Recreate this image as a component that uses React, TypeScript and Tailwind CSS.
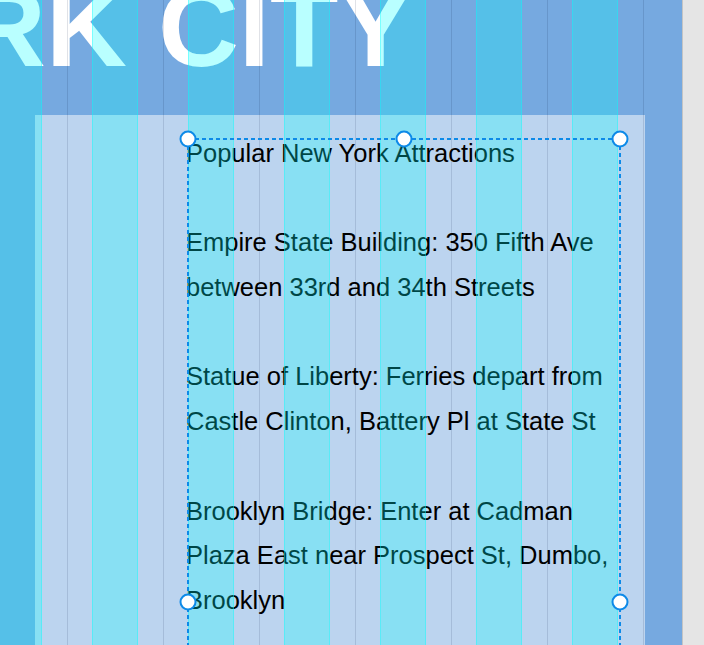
import React from "react";

const lines = [
  "Popular New York Attractions",
  "",
  "Empire State Building: 350 Fifth Ave",
  "between 33rd and 34th Streets",
  "",
  "Statue of Liberty: Ferries depart from",
  "Castle Clinton, Battery Pl at State St",
  "",
  "Brooklyn Bridge: Enter at Cadman",
  "Plaza East near Prospect St, Dumbo,",
  "Brooklyn",
];

const SEL = "#0d8ae8";

export default function App() {
  const cols = Array.from({ length: 7 });
  return (
    <div className="relative flex h-[645px] w-[704px] overflow-hidden bg-[#e5e5e5] font-['Liberation_Sans',Arial,sans-serif]">
      <div className="relative flex h-full w-[683px] shrink-0 flex-col overflow-hidden border-r border-[#c4c4c4] bg-[#76a9e0]">
        <div className="h-[115px] shrink-0 overflow-hidden">
          <div className="-ml-[35px] -mt-[28px] whitespace-nowrap text-[112px] font-bold leading-[112px] text-white">
            RK CITY
          </div>
        </div>
        <div className="ml-[35px] w-[610px] flex-1 bg-[#bcd4ef]">
          <div className="ml-[151px] mt-[15.5px] text-[25.5px] leading-[44.75px] text-black">
            {lines.map((l, i) => (
              <div key={i} className="h-[44.75px] whitespace-nowrap">
                {l}
              </div>
            ))}
          </div>
        </div>

        {/* column grid overlay */}
        <div className="pointer-events-none absolute inset-y-0 left-[-4px] right-0 flex">
          {cols.map((_, i) => (
            <React.Fragment key={i}>
              <div className="h-full w-[46px] shrink-0 border-x border-[rgba(0,255,255,0.35)] bg-[rgba(0,255,255,0.275)]" />
              <div className="flex h-full w-[50px] shrink-0 justify-center">
                <div className="h-full w-px bg-[rgba(0,20,60,0.12)]" />
              </div>
            </React.Fragment>
          ))}
        </div>

        {/* selection box */}
        <svg
          className="pointer-events-none absolute left-0 top-0"
          width="682"
          height="645"
          viewBox="0 0 682 645"
        >
          <g stroke={SEL} strokeWidth="2" strokeDasharray="4 3" fill="none">
            <line x1="188" y1="139" x2="620" y2="139" />
            <line x1="188" y1="139" x2="188" y2="645" />
            <line x1="620" y1="139" x2="620" y2="645" />
          </g>
          <g fill="#ffffff" stroke={SEL} strokeWidth="2">
            <circle cx="188" cy="139" r="7.5" />
            <circle cx="404" cy="139" r="7.5" />
            <circle cx="620" cy="139" r="7.5" />
            <circle cx="188" cy="602" r="7.5" />
            <circle cx="620" cy="602" r="7.5" />
          </g>
        </svg>
      </div>
    </div>
  );
}
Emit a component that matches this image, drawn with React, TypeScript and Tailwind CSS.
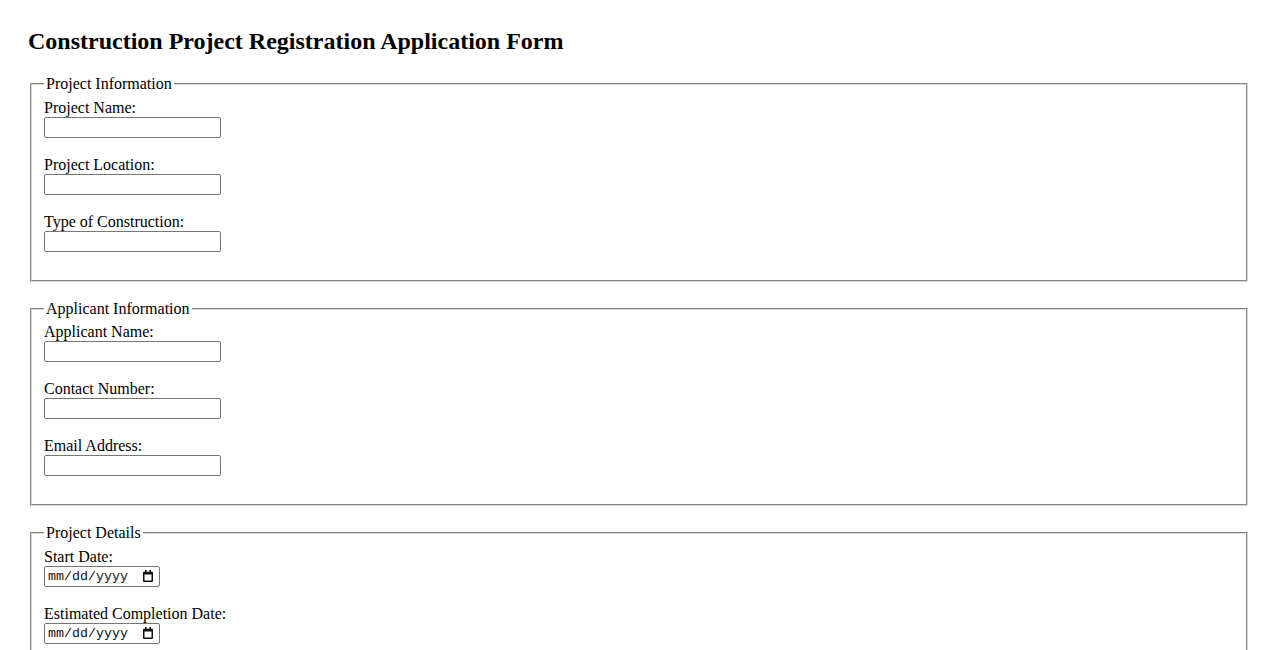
import React from "react";

function TextField({ label }: { label: string }) {
  return (
    <div className="mb-[18px]">
      <label className="block">{label}</label>
      <input
        type="text"
        className="block w-[177px] h-[21px] border border-[#767676] rounded-[2px] bg-white px-[2px] text-[13.33px] font-['Liberation_Sans',Arial,sans-serif] outline-none"
      />
    </div>
  );
}

function CalendarIcon() {
  return (
    <svg width="10" height="12" viewBox="0 0 10 12" aria-hidden="true">
      <rect x="2" y="0" width="1.6" height="2.2" fill="#111" />
      <rect x="6.4" y="0" width="1.6" height="2.2" fill="#111" />
      <path
        fillRule="evenodd"
        fill="#111"
        d="M1 1.8h8a1 1 0 0 1 1 1v8.2a1 1 0 0 1-1 1H1a1 1 0 0 1-1-1V2.8a1 1 0 0 1 1-1z M1.5 4.6v5.9h7V4.6z"
      />
    </svg>
  );
}

function DateField({ label }: { label: string }) {
  return (
    <div className="mb-[18px]">
      <label className="block">{label}</label>
      <div className="flex items-center justify-between w-[116px] h-[21px] border border-[#767676] rounded-[2px] bg-white pl-[3px] pr-[6px] font-['Liberation_Mono','DejaVu_Sans_Mono',monospace] text-[13.33px] text-[#111]">
        <span>mm/dd/yyyy</span>
        <CalendarIcon />
      </div>
    </div>
  );
}

function Section({ title, children }: { title: string; children: React.ReactNode }) {
  return (
    <fieldset className="mx-[2px] mb-[18px] border-2 [border-style:groove] border-[#d8d8d8] px-[12px] pt-[5.6px] pb-[10px]">
      <legend className="px-[2px]">{title}</legend>
      {children}
    </fieldset>
  );
}

export default function App() {
  return (
    <div className="min-h-screen bg-white text-black font-['Liberation_Serif','Times_New_Roman',serif] text-[16px] leading-[normal] px-[28px] pt-[28px] pb-[28px]">
      <h2 className="text-[24px] font-bold mb-[20px]">Construction Project Registration Application Form</h2>
      <form>
        <Section title="Project Information">
          <TextField label="Project Name:" />
          <TextField label="Project Location:" />
          <TextField label="Type of Construction:" />
        </Section>
        <Section title="Applicant Information">
          <TextField label="Applicant Name:" />
          <TextField label="Contact Number:" />
          <TextField label="Email Address:" />
        </Section>
        <Section title="Project Details">
          <DateField label="Start Date:" />
          <DateField label="Estimated Completion Date:" />
          <TextField label="Estimated Budget:" />
        </Section>
        <button
          type="button"
          className="border border-[#767676] rounded-[2px] bg-[#efefef] px-[6px] py-[1px] text-[13.33px] font-['Liberation_Sans',Arial,sans-serif]"
        >
          Submit Application
        </button>
      </form>
    </div>
  );
}
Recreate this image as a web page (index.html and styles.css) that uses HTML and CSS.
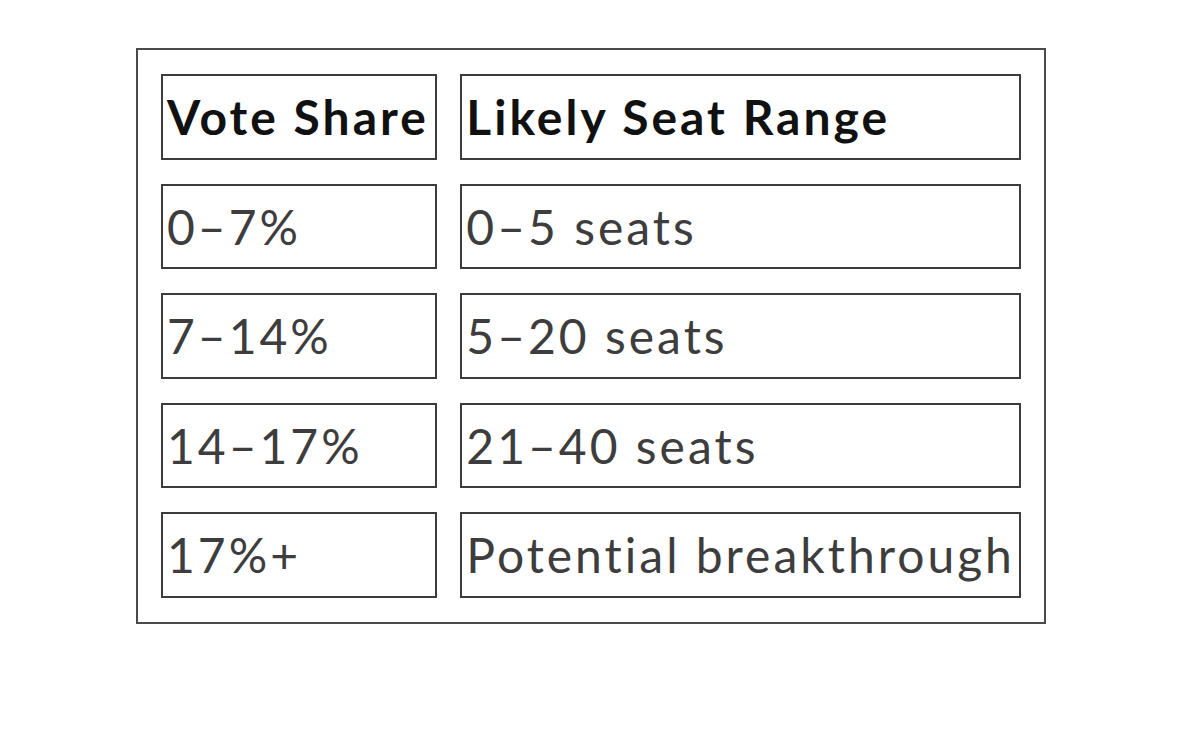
FILE: index.html
```html
<!DOCTYPE html>
<html>
<head>
<meta charset="utf-8">
<link rel="stylesheet" href="styles.css">
</head>
<body>
<div class="page">
  <table class="seats">
    <colgroup><col class="c1"><col class="c2"></colgroup>
    <tr><th>Vote Share</th><th>Likely Seat Range</th></tr>
    <tr><td>0–7%</td><td>0–5 seats</td></tr>
    <tr><td>7–14%</td><td>5–20 seats</td></tr>
    <tr><td>14–17%</td><td>21–40 seats</td></tr>
    <tr><td>17%+</td><td>Potential breakthrough</td></tr>
  </table>
</div>
</body>
</html>
```

FILE: styles.css
```css
html, body {
  margin: 0;
  padding: 0;
  background: #ffffff;
}
.page {
  padding: 48px 0 0 136px;
}
.seats {
  border: 2px solid #4a4a4a;
  border-collapse: separate;
  border-spacing: 23.5px 24px;
  table-layout: fixed;
  width: 910px;
  font-family: Lato, "Open Sans", sans-serif;
}
.c1 { width: 276px; }
.c2 { width: 560px; }
.seats tr { height: 85.5px; }
.seats th,
.seats td {
  border: 2px solid #3c3c3c;
  padding: 0 0 0 4px;
  text-align: left;
  vertical-align: middle;
  font-size: 48px;
  letter-spacing: 3px;
  white-space: nowrap;
  overflow: hidden;
}
.seats th {
  font-weight: 700;
  color: #111111;
}
.seats td {
  font-weight: 400;
  color: #3d3d3d;
}
```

▶ **Written problem**: Retype the listing exactly. Pictures do not belong in the copy.

▶ **Reply**:
Recreate this image as a component that uses React, TypeScript and Tailwind CSS.
import React from "react";

const lines = [
  "Popular New York Attractions",
  "",
  "Empire State Building: 350 Fifth Ave",
  "between 33rd and 34th Streets",
  "",
  "Statue of Liberty: Ferries depart from",
  "Castle Clinton, Battery Pl at State St",
  "",
  "Brooklyn Bridge: Enter at Cadman",
  "Plaza East near Prospect St, Dumbo,",
  "Brooklyn",
];

const SEL = "#0d8ae8";

export default function App() {
  const cols = Array.from({ length: 7 });
  return (
    <div className="relative flex h-[645px] w-[704px] overflow-hidden bg-[#e5e5e5] font-['Liberation_Sans',Arial,sans-serif]">
      <div className="relative flex h-full w-[683px] shrink-0 flex-col overflow-hidden border-r border-[#c4c4c4] bg-[#76a9e0]">
        <div className="h-[115px] shrink-0 overflow-hidden">
          <div className="-ml-[35px] -mt-[28px] whitespace-nowrap text-[112px] font-bold leading-[112px] text-white">
            RK CITY
          </div>
        </div>
        <div className="ml-[35px] w-[610px] flex-1 bg-[#bcd4ef]">
          <div className="ml-[151px] mt-[15.5px] text-[25.5px] leading-[44.75px] text-black">
            {lines.map((l, i) => (
              <div key={i} className="h-[44.75px] whitespace-nowrap">
                {l}
              </div>
            ))}
          </div>
        </div>

        {/* column grid overlay */}
        <div className="pointer-events-none absolute inset-y-0 left-[-4px] right-0 flex">
          {cols.map((_, i) => (
            <React.Fragment key={i}>
              <div className="h-full w-[46px] shrink-0 border-x border-[rgba(0,255,255,0.35)] bg-[rgba(0,255,255,0.275)]" />
              <div className="flex h-full w-[50px] shrink-0 justify-center">
                <div className="h-full w-px bg-[rgba(0,20,60,0.12)]" />
              </div>
            </React.Fragment>
          ))}
        </div>

        {/* selection box */}
        <svg
          className="pointer-events-none absolute left-0 top-0"
          width="682"
          height="645"
          viewBox="0 0 682 645"
        >
          <g stroke={SEL} strokeWidth="2" strokeDasharray="4 3" fill="none">
            <line x1="188" y1="139" x2="620" y2="139" />
            <line x1="188" y1="139" x2="188" y2="645" />
            <line x1="620" y1="139" x2="620" y2="645" />
          </g>
          <g fill="#ffffff" stroke={SEL} strokeWidth="2">
            <circle cx="188" cy="139" r="7.5" />
            <circle cx="404" cy="139" r="7.5" />
            <circle cx="620" cy="139" r="7.5" />
            <circle cx="188" cy="602" r="7.5" />
            <circle cx="620" cy="602" r="7.5" />
          </g>
        </svg>
      </div>
    </div>
  );
}
Emit a component that matches this image, drawn with React, TypeScript and Tailwind CSS.
import React from "react";

function TextField({ label }: { label: string }) {
  return (
    <div className="mb-[18px]">
      <label className="block">{label}</label>
      <input
        type="text"
        className="block w-[177px] h-[21px] border border-[#767676] rounded-[2px] bg-white px-[2px] text-[13.33px] font-['Liberation_Sans',Arial,sans-serif] outline-none"
      />
    </div>
  );
}

function CalendarIcon() {
  return (
    <svg width="10" height="12" viewBox="0 0 10 12" aria-hidden="true">
      <rect x="2" y="0" width="1.6" height="2.2" fill="#111" />
      <rect x="6.4" y="0" width="1.6" height="2.2" fill="#111" />
      <path
        fillRule="evenodd"
        fill="#111"
        d="M1 1.8h8a1 1 0 0 1 1 1v8.2a1 1 0 0 1-1 1H1a1 1 0 0 1-1-1V2.8a1 1 0 0 1 1-1z M1.5 4.6v5.9h7V4.6z"
      />
    </svg>
  );
}

function DateField({ label }: { label: string }) {
  return (
    <div className="mb-[18px]">
      <label className="block">{label}</label>
      <div className="flex items-center justify-between w-[116px] h-[21px] border border-[#767676] rounded-[2px] bg-white pl-[3px] pr-[6px] font-['Liberation_Mono','DejaVu_Sans_Mono',monospace] text-[13.33px] text-[#111]">
        <span>mm/dd/yyyy</span>
        <CalendarIcon />
      </div>
    </div>
  );
}

function Section({ title, children }: { title: string; children: React.ReactNode }) {
  return (
    <fieldset className="mx-[2px] mb-[18px] border-2 [border-style:groove] border-[#d8d8d8] px-[12px] pt-[5.6px] pb-[10px]">
      <legend className="px-[2px]">{title}</legend>
      {children}
    </fieldset>
  );
}

export default function App() {
  return (
    <div className="min-h-screen bg-white text-black font-['Liberation_Serif','Times_New_Roman',serif] text-[16px] leading-[normal] px-[28px] pt-[28px] pb-[28px]">
      <h2 className="text-[24px] font-bold mb-[20px]">Construction Project Registration Application Form</h2>
      <form>
        <Section title="Project Information">
          <TextField label="Project Name:" />
          <TextField label="Project Location:" />
          <TextField label="Type of Construction:" />
        </Section>
        <Section title="Applicant Information">
          <TextField label="Applicant Name:" />
          <TextField label="Contact Number:" />
          <TextField label="Email Address:" />
        </Section>
        <Section title="Project Details">
          <DateField label="Start Date:" />
          <DateField label="Estimated Completion Date:" />
          <TextField label="Estimated Budget:" />
        </Section>
        <button
          type="button"
          className="border border-[#767676] rounded-[2px] bg-[#efefef] px-[6px] py-[1px] text-[13.33px] font-['Liberation_Sans',Arial,sans-serif]"
        >
          Submit Application
        </button>
      </form>
    </div>
  );
}
Recreate this image as a web page (index.html and styles.css) that uses HTML and CSS.
FILE: index.html
```html
<!DOCTYPE html>
<html>
<head>
<meta charset="utf-8">
<link rel="stylesheet" href="styles.css">
</head>
<body>
<div class="page">
  <table class="seats">
    <colgroup><col class="c1"><col class="c2"></colgroup>
    <tr><th>Vote Share</th><th>Likely Seat Range</th></tr>
    <tr><td>0–7%</td><td>0–5 seats</td></tr>
    <tr><td>7–14%</td><td>5–20 seats</td></tr>
    <tr><td>14–17%</td><td>21–40 seats</td></tr>
    <tr><td>17%+</td><td>Potential breakthrough</td></tr>
  </table>
</div>
</body>
</html>
```

FILE: styles.css
```css
html, body {
  margin: 0;
  padding: 0;
  background: #ffffff;
}
.page {
  padding: 48px 0 0 136px;
}
.seats {
  border: 2px solid #4a4a4a;
  border-collapse: separate;
  border-spacing: 23.5px 24px;
  table-layout: fixed;
  width: 910px;
  font-family: Lato, "Open Sans", sans-serif;
}
.c1 { width: 276px; }
.c2 { width: 560px; }
.seats tr { height: 85.5px; }
.seats th,
.seats td {
  border: 2px solid #3c3c3c;
  padding: 0 0 0 4px;
  text-align: left;
  vertical-align: middle;
  font-size: 48px;
  letter-spacing: 3px;
  white-space: nowrap;
  overflow: hidden;
}
.seats th {
  font-weight: 700;
  color: #111111;
}
.seats td {
  font-weight: 400;
  color: #3d3d3d;
}
```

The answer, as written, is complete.